Eramuslim – Persiapan menuju gerbang Kerajaan Allah SWT, para hamba sudah seharusnya datang dengan hati yang salim atau bersih.
إِلَّا مَنْ أَتَى اللَّهَ بِقَلْبٍ سَلِيمٍ
“Kecuali orang-orang yang menghadap Allah dengan hati yang bersih.”
Situasi ini akan terasa berat bagi mereka yang datang dengan keadaan hatinya mati.
Hati mati diakibatkan telah terabaikannya kesempatkan untuk melakukan amal kebajikan. Hati akan terus menyala-nyala jika seseorang tidak melewatkan waktu-waktunya untuk selalu berbuat amal kebajikan.
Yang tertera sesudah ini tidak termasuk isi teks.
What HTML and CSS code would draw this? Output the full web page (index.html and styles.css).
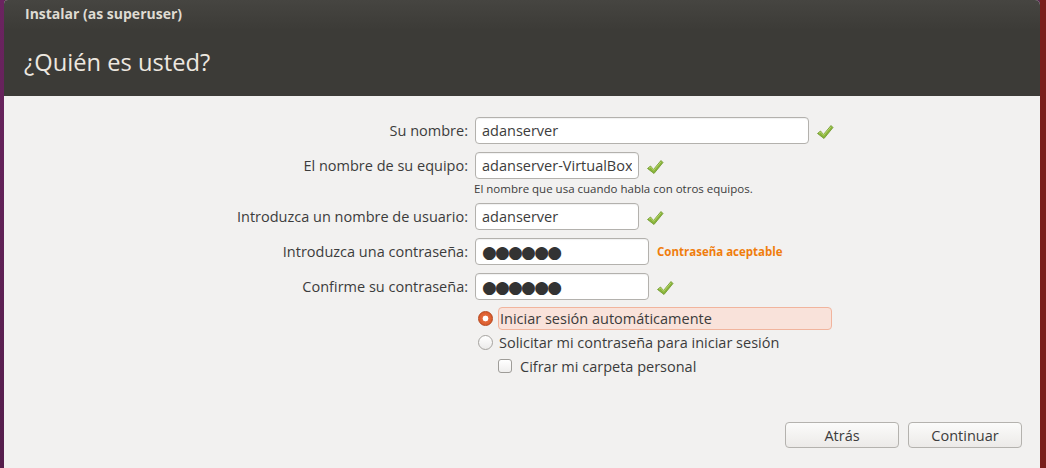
FILE: index.html
```html
<!DOCTYPE html>
<html lang="es">
<head>
<meta charset="utf-8">
<title>Instalar</title>
<link rel="stylesheet" href="styles.css">
</head>
<body>
<div class="desk-left"></div>
<div class="window">
  <header class="head">
    <div class="wtitle">Instalar (as superuser)</div>
    <h1 class="page-title">¿Quién es usted?</h1>
  </header>
  <main class="content">
    <div class="form">
      <div class="row">
        <label class="lbl">Su nombre:</label>
        <input class="field f-wide" value="adanserver" readonly>
        <svg class="ok" viewBox="0 0 18 16"><path d="M1.5 9.5 L4.5 7 L7.5 10.5 L15 1.5 L17 3.5 L8 14.5 Z" fill="#8ab53b" stroke="#6c9628" stroke-width="0.8" stroke-linejoin="round"/><path d="M3 9.3 L4.6 8 L7.6 11.3 L15 2.7" fill="none" stroke="#c3e07a" stroke-width="0.8"/></svg>
      </div>
      <div class="row">
        <label class="lbl">El nombre de su equipo:</label>
        <input class="field f-mid" value="adanserver-VirtualBox" readonly>
        <svg class="ok" viewBox="0 0 18 16"><path d="M1.5 9.5 L4.5 7 L7.5 10.5 L15 1.5 L17 3.5 L8 14.5 Z" fill="#8ab53b" stroke="#6c9628" stroke-width="0.8" stroke-linejoin="round"/><path d="M3 9.3 L4.6 8 L7.6 11.3 L15 2.7" fill="none" stroke="#c3e07a" stroke-width="0.8"/></svg>
      </div>
      <div class="hint">El nombre que usa cuando habla con otros equipos.</div>
      <div class="row">
        <label class="lbl">Introduzca un nombre de usuario:</label>
        <input class="field f-mid" value="adanserver" readonly>
        <svg class="ok" viewBox="0 0 18 16"><path d="M1.5 9.5 L4.5 7 L7.5 10.5 L15 1.5 L17 3.5 L8 14.5 Z" fill="#8ab53b" stroke="#6c9628" stroke-width="0.8" stroke-linejoin="round"/><path d="M3 9.3 L4.6 8 L7.6 11.3 L15 2.7" fill="none" stroke="#c3e07a" stroke-width="0.8"/></svg>
      </div>
      <div class="row">
        <label class="lbl">Introduzca una contraseña:</label>
        <div class="field f-pw"><span class="dots">●●●●●●</span></div>
        <span class="strength">Contraseña aceptable</span>
      </div>
      <div class="row">
        <label class="lbl">Confirme su contraseña:</label>
        <div class="field f-pw"><span class="dots">●●●●●●</span></div>
        <svg class="ok" viewBox="0 0 18 16"><path d="M1.5 9.5 L4.5 7 L7.5 10.5 L15 1.5 L17 3.5 L8 14.5 Z" fill="#8ab53b" stroke="#6c9628" stroke-width="0.8" stroke-linejoin="round"/><path d="M3 9.3 L4.6 8 L7.6 11.3 L15 2.7" fill="none" stroke="#c3e07a" stroke-width="0.8"/></svg>
      </div>
      <div class="options">
        <div class="opt">
          <span class="radio on"></span>
          <span class="opt-text focus">Iniciar sesión automáticamente</span>
        </div>
        <div class="opt">
          <span class="radio"></span>
          <span class="opt-text">Solicitar mi contraseña para iniciar sesión</span>
        </div>
        <div class="opt sub">
          <span class="check"></span>
          <span class="opt-text">Cifrar mi carpeta personal</span>
        </div>
      </div>
    </div>
    <div class="buttons">
      <button class="btn">Atrás</button>
      <button class="btn">Continuar</button>
    </div>
  </main>
</div>
<div class="desk-right"></div>
</body>
</html>
```

FILE: styles.css
```css
html, body {
  margin: 0;
  height: 100%;
}
body {
  display: flex;
  background: #5a2a50;
  font-family: "Open Sans", "DejaVu Sans", sans-serif;
  overflow: hidden;
}
.desk-left {
  width: 4px;
  background: linear-gradient(#6b2460, #551e4c);
}
.desk-right {
  width: 6px;
  background: #7a1f1c;
}
.window {
  flex: 1;
  display: flex;
  flex-direction: column;
  background: #f2f1f0;
  border-top-left-radius: 4px;
  border-top-right-radius: 5px;
  overflow: hidden;
}
.head {
  height: 96px;
  box-sizing: border-box;
  background: linear-gradient(#464541 0px, #3c3b37 30px, #3c3b37 100%);
  padding: 4px 0 0 21px;
}
.wtitle {
  color: #dfdbd2;
  font-weight: bold;
  font-size: 14px;
  line-height: 20px;
}
.page-title {
  margin: 23px 0 0 -1px;
  color: #ede8e0;
  font-weight: normal;
  font-size: 23.7px;
  line-height: 30px;
}
.content {
  flex: 1;
  display: flex;
  flex-direction: column;
  padding-top: 21px;
}
.form {
  display: flex;
  flex-direction: column;
}
.row {
  display: flex;
  align-items: center;
  gap: 7px;
  height: 27px;
  margin-bottom: 8px;
}
.lbl {
  width: 464px;
  text-align: right;
  font-size: 14.5px;
  color: #3c3c3c;
}
.field {
  box-sizing: border-box;
  height: 27px;
  border: 1px solid #b3b1ad;
  border-radius: 4px;
  background: #fff;
  padding: 0 6px;
  font-family: inherit;
  font-size: 14.5px;
  color: #3c3c3c;
  outline: none;
  box-shadow: inset 0 1px 1px rgba(0,0,0,0.06);
  display: flex;
  align-items: center;
}
.f-wide { width: 334px; }
.f-mid { width: 164px; }
.f-pw { width: 174px; }
.dots {
  font-size: 17px;
  letter-spacing: -1.8px;
  color: #333;
  line-height: 1;
}
.ok {
  width: 18px;
  height: 16px;
  margin-top: 3px;
}
.strength {
  color: #f07d0c;
  font-weight: bold;
  font-size: 11.5px;
  margin-left: 1px;
}
.hint {
  margin: -6px 0 0 470px;
  height: 22px;
  font-size: 11.5px;
  color: #3c3c3c;
}
.options {
  display: flex;
  flex-direction: column;
  padding-left: 474px;
  margin-top: -2px;
}
.opt {
  display: flex;
  align-items: center;
  height: 24px;
  gap: 5px;
  font-size: 14.5px;
  color: #3c3c3c;
}
.opt.sub {
  padding-left: 20px;
  gap: 7px;
}
.radio {
  box-sizing: border-box;
  width: 15px;
  height: 15px;
  border-radius: 50%;
  border: 1px solid #a5a39f;
  background: linear-gradient(#ffffff, #ecebea);
}
.radio.on {
  border-color: #b5451b;
  background: radial-gradient(circle at 50% 50%, #ffffff 0 2.6px, #e36a3c 3.2px, #d45020 100%);
}
.opt-text {
  padding: 1px 1px;
}
.opt-text.focus {
  width: 334px;
  box-sizing: border-box;
  background: #f9e2da;
  border: 1px solid #f1b49d;
  border-radius: 4px;
  padding: 1px 1px;
}
.check {
  box-sizing: border-box;
  width: 14px;
  height: 14px;
  border: 1px solid #9e9c98;
  border-radius: 3px;
  background: linear-gradient(#ffffff, #efeeed);
}
.buttons {
  margin-top: auto;
  display: flex;
  justify-content: flex-end;
  gap: 9px;
  padding: 0 18px 20px 0;
}
.btn {
  width: 114px;
  height: 26px;
  border: 1px solid #b4b2ae;
  border-radius: 4px;
  background: linear-gradient(#fbfbfa, #eceae8);
  font-family: inherit;
  font-size: 14.5px;
  color: #3c3c3c;
  padding: 0;
}
```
Terlebih manusia diciptakan memang untuk saling menanam kebajikan. Kebajikan, hanya mungkin ditananam jika ada pihak yang bersedia menerima kebaikan.
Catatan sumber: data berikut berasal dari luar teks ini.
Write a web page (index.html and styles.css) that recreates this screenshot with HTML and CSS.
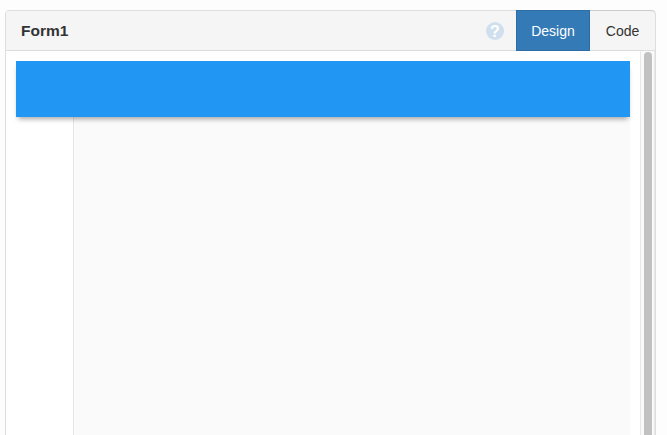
FILE: index.html
```html
<!DOCTYPE html>
<html>
<head>
  <meta charset="utf-8">
  <meta name="viewport" content="width=device-width, initial-scale=1">
  <title>Form1</title>
  <link rel="stylesheet" href="styles.css">
</head>
<body>
  <div class="panel">
    <div class="panel-heading">
      <span class="panel-title">Form1</span>
      <svg class="help-icon" width="18" height="18" viewBox="0 0 18 18">
        <circle cx="9" cy="9" r="9" fill="#d0dfee"/>
        <text x="9" y="14.5" text-anchor="middle" class="help-mark">?</text>
      </svg>
      <div class="tabs">
        <button class="tab active">Design</button>
        <button class="tab">Code</button>
      </div>
    </div>
    <div class="panel-body">
      <div class="stage">
        <div class="canvas-column">
          <div class="canvas"></div>
        </div>
        <div class="app-bar"></div>
      </div>
      <div class="scrollbar">
        <div class="thumb"></div>
      </div>
    </div>
  </div>
</body>
</html>
```

FILE: styles.css
```css
html, body {
  height: 100%;
}

body {
  font-family: "Liberation Sans", Arial, sans-serif;
  margin: 0;
  padding: 10px 11px 0 5px;
  box-sizing: border-box;
  height: 435px;
  overflow: hidden;
  background-color: #fdfdfd;
}

.panel {
  height: 440px;
  background-color: #fff;
  border: 1px solid #ddd;
  border-radius: 4px 4px 0 0;
  display: flex;
  flex-direction: column;
}

.panel-heading {
  height: 39px;
  flex: none;
  display: flex;
  align-items: stretch;
  background-color: #f5f5f5;
  border-bottom: 1px solid #ddd;
  border-radius: 3px 3px 0 0;
}

.panel-title {
  flex: 1;
  padding-left: 15px;
  font-size: 15.5px;
  font-weight: bold;
  line-height: 39px;
  color: #333;
}

.help-icon {
  align-self: center;
  margin-right: 12px;
}

.help-mark {
  font-family: "Liberation Sans", Arial, sans-serif;
  font-size: 16px;
  font-weight: bold;
  fill: #fff;
}

.tabs {
  display: flex;
  margin-top: -1px;
}

.tab {
  font-family: inherit;
  font-size: 14px;
  padding: 0;
  margin: 0;
  height: 41px;
  margin-bottom: -1px;
  width: 65px;
  color: #333;
  background-color: transparent;
  border: none;
  border-top: 1px solid #ccc;
  border-radius: 0 4px 0 0;
}

.tab.active {
  width: 74px;
  color: #fff;
  background-color: #337ab7;
  border: 1px solid #2e6da4;
  border-radius: 0;
}

.panel-body {
  flex: 1;
  display: flex;
  min-height: 0;
}

.stage {
  flex: none;
  width: 624px;
  padding: 10px 0 0 10px;
  box-sizing: border-box;
  position: relative;
}

.canvas-column {
  height: 100%;
  margin-left: 57px;
  width: 557px;
  background-color: #fafafa;
  border-left: 1px solid #e5e5e5;
  box-sizing: border-box;
}

.canvas {
  height: 100%;
}

.app-bar {
  position: absolute;
  top: 10px;
  left: 10px;
  width: 614px;
  height: 56px;
  background-color: #2196f3;
  box-shadow: 0 4px 5px -2px rgba(0, 0, 0, 0.35);
}

.scrollbar {
  flex: none;
  width: 15px;
  margin-left: 10px;
  box-sizing: border-box;
  padding: 1px 2px 0 3px;
  background-color: #fafafa;
  border-left: 1px solid #e8e8e8;
  border-right: 1px solid #e8e8e8;
}

.thumb {
  height: 100%;
  background-color: #c1c1c1;
  border-radius: 4px 4px 0 0;
}
```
Demikian sebaliknya, kejahatan hanya mungkin muncul jika ada interaksi kita dengan sekitar. Untuk memastikan kita berada di jalan yang tepat, penting kita simak nasihat allamah Ibnu ‘Athaillah.
مِنْ عَلاَمَاتِ مَوْتِ الْقَلْبِ عَدَمُ الْحُزْنِ عَلَى مَا فَاتَكَ مِنَ الْمُوَافِقَاتِ وَتَرْكُ النَّدْمِ عَلَى مَا فَعَلْتَهُ مِنْ وُجُوْدِ الزَّلاَتِ.
(Di antara tanda matinya hati adalah tidak adanya perasaan sedih atas kesempatan beramal yang engkau lewatkan dan tidak adanya penyesalan atas pelanggaran yang engkau lakukan).
Syekh Fadhlallah Haeri menyebut ada beberapa penyebab utama matinya hati, di antaranya cinta kepada dunia, kurang dalam hal kehati-hatian, serta memperturutkan hawa nafsu. Cinta kepada dunia adalah pangkal utama yang menyebabkan seseorang mengabaikan kehidupan akhirat.